大腸がん検診で便中ピロリ菌抗原検査を行っても胃がん死亡は減らない
Screening for Helicobacter pylori to Prevent Gastric Cancer: A Pragmatic Randomized Clinical Trial
背景
胃がんの最大の原因であるピロリ菌の感染診断には複数の方法があるが、便中に含まれるピロリ菌抗原を測定する方法は、大腸がん検診としての便潜血検査と同時に実施することができるという利点がある。

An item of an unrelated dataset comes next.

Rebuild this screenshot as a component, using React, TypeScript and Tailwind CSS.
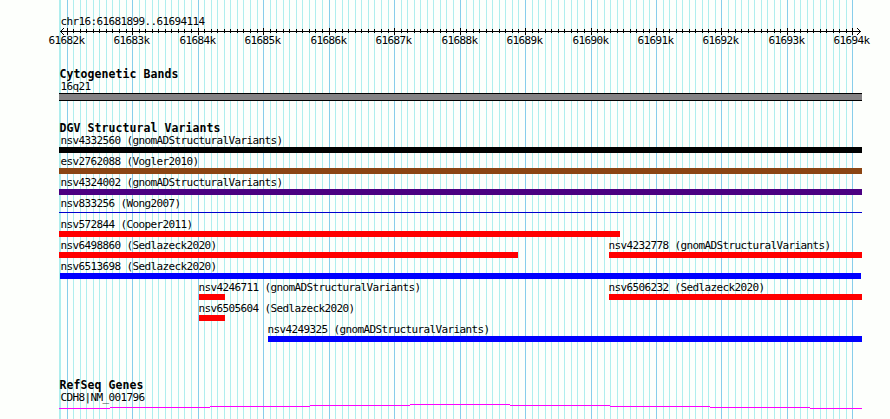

台湾National Taiwan UniversityのLeeらは、大腸がん検診として隔年の便潜血検査を受ける資格を有する50〜69歳の住民を、便中ピロリ菌抗原検査+便潜血検査(HPSA+FIT)または便潜血検査のみ(FIT)へと割り付け、胃がん罹患率・死亡率への影響を評価する実用的RCTを実施した(n=240,000)。
結論
連絡不能、または案内を受けなかった個人を除いて、63,508名がHPSA+FITへ、88,995名がFITのみに案内され、それぞれ49.6%、35.7%が検診に参加した。

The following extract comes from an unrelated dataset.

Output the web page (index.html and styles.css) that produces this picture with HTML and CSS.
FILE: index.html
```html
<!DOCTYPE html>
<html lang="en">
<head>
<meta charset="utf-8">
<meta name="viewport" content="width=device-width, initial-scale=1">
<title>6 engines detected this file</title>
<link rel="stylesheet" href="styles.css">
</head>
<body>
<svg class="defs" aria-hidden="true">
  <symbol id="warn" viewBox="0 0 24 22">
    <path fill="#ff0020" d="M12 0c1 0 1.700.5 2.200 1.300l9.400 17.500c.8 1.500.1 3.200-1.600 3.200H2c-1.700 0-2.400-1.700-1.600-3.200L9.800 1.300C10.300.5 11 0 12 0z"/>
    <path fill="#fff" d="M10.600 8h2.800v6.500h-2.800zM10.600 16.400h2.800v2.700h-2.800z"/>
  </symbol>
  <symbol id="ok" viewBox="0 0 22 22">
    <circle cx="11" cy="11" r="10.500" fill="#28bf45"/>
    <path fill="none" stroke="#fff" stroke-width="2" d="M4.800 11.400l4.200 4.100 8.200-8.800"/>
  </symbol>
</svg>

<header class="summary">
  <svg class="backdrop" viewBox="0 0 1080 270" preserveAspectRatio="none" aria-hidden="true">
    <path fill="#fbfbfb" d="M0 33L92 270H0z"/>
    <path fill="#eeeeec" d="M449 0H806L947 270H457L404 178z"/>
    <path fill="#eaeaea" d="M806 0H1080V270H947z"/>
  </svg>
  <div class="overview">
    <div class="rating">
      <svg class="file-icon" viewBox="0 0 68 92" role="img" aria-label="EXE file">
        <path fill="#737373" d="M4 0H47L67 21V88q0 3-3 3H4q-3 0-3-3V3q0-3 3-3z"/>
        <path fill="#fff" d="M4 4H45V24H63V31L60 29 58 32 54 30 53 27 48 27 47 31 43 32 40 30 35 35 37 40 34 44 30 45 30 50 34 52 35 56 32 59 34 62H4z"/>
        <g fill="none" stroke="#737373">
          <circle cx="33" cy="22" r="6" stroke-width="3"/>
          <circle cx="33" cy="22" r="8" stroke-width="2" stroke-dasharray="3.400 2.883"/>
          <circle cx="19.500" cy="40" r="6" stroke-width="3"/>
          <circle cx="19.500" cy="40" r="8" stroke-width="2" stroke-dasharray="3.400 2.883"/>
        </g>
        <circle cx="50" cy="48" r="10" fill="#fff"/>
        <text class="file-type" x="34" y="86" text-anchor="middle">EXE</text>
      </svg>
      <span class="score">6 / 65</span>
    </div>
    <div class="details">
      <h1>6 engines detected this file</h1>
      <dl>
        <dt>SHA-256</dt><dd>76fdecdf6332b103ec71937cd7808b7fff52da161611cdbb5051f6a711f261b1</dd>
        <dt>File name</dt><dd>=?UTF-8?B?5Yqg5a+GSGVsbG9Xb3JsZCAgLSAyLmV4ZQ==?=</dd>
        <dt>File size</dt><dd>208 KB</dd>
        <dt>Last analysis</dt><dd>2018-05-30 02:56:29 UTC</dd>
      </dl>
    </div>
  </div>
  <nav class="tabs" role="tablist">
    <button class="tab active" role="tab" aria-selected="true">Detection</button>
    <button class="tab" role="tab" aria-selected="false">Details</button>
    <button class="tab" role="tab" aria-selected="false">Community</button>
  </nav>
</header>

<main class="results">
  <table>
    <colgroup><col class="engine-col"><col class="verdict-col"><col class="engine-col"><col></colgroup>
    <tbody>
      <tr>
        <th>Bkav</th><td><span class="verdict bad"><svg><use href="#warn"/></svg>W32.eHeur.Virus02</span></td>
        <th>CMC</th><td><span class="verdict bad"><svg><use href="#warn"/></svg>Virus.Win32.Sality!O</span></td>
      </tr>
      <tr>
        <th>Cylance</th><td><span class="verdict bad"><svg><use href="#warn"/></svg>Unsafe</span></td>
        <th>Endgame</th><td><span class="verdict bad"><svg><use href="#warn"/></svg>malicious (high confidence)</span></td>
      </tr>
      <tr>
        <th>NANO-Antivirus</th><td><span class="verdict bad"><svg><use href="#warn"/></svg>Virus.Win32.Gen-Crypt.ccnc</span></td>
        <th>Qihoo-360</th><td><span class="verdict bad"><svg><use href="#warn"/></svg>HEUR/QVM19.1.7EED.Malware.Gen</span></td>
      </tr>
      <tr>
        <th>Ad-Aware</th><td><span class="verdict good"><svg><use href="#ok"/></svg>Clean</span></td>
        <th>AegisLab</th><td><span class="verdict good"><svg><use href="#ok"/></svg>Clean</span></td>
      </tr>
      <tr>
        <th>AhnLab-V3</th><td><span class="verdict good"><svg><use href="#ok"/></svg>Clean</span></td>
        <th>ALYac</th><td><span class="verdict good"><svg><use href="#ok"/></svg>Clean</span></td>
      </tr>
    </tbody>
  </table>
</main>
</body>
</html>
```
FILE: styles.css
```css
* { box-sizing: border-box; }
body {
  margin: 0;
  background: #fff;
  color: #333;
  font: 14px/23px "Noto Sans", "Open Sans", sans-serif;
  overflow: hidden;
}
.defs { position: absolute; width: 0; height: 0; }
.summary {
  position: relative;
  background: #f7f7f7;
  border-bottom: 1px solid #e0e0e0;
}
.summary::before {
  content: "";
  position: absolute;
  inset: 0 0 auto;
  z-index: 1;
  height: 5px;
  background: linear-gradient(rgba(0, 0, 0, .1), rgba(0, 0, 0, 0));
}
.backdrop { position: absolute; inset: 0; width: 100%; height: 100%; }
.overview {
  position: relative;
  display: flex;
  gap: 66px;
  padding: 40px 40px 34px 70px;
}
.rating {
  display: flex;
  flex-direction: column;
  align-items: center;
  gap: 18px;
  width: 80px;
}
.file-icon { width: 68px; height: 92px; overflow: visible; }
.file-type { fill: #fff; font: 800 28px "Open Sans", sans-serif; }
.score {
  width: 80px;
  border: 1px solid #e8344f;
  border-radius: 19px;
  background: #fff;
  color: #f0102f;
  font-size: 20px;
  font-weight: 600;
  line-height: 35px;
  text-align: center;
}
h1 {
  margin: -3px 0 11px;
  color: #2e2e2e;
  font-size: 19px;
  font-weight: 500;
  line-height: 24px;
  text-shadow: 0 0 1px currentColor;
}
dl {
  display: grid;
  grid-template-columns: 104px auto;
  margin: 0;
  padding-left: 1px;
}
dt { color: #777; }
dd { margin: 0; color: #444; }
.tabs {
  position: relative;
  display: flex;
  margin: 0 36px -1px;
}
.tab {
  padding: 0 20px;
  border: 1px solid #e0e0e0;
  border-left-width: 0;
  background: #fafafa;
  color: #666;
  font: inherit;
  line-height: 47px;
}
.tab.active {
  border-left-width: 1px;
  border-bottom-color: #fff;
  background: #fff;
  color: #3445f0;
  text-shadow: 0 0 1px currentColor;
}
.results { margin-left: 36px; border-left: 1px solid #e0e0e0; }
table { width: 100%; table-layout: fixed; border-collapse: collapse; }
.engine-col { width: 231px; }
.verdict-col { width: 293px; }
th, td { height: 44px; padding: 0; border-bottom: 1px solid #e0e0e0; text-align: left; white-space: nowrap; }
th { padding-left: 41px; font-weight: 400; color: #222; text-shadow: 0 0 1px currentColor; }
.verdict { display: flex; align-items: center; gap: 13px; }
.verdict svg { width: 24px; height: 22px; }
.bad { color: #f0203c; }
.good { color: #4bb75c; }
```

胃がん罹患率はHPSA+FIT群0.032%、FIT群0.037%、胃がん死亡率はHPSA+FIT群0.015%、FIT群0.013%と、いずれも差がなかった。いくつかの因子を調整した事後分析では、HPSA+FITと胃がん罹患率低下との関連が示されたものの(相対リスク 0.79)、胃がん死亡率との関連は認められなかった(1.02)。
評価
大腸がん検診と同時に行われたピロリ抗原検査は、胃がんの罹患・死亡に影響を与えなかった。
ただし、交絡を考慮した事後解析では胃がん罹患率低下との関連が示されており、より詳細な検証が必要とされる。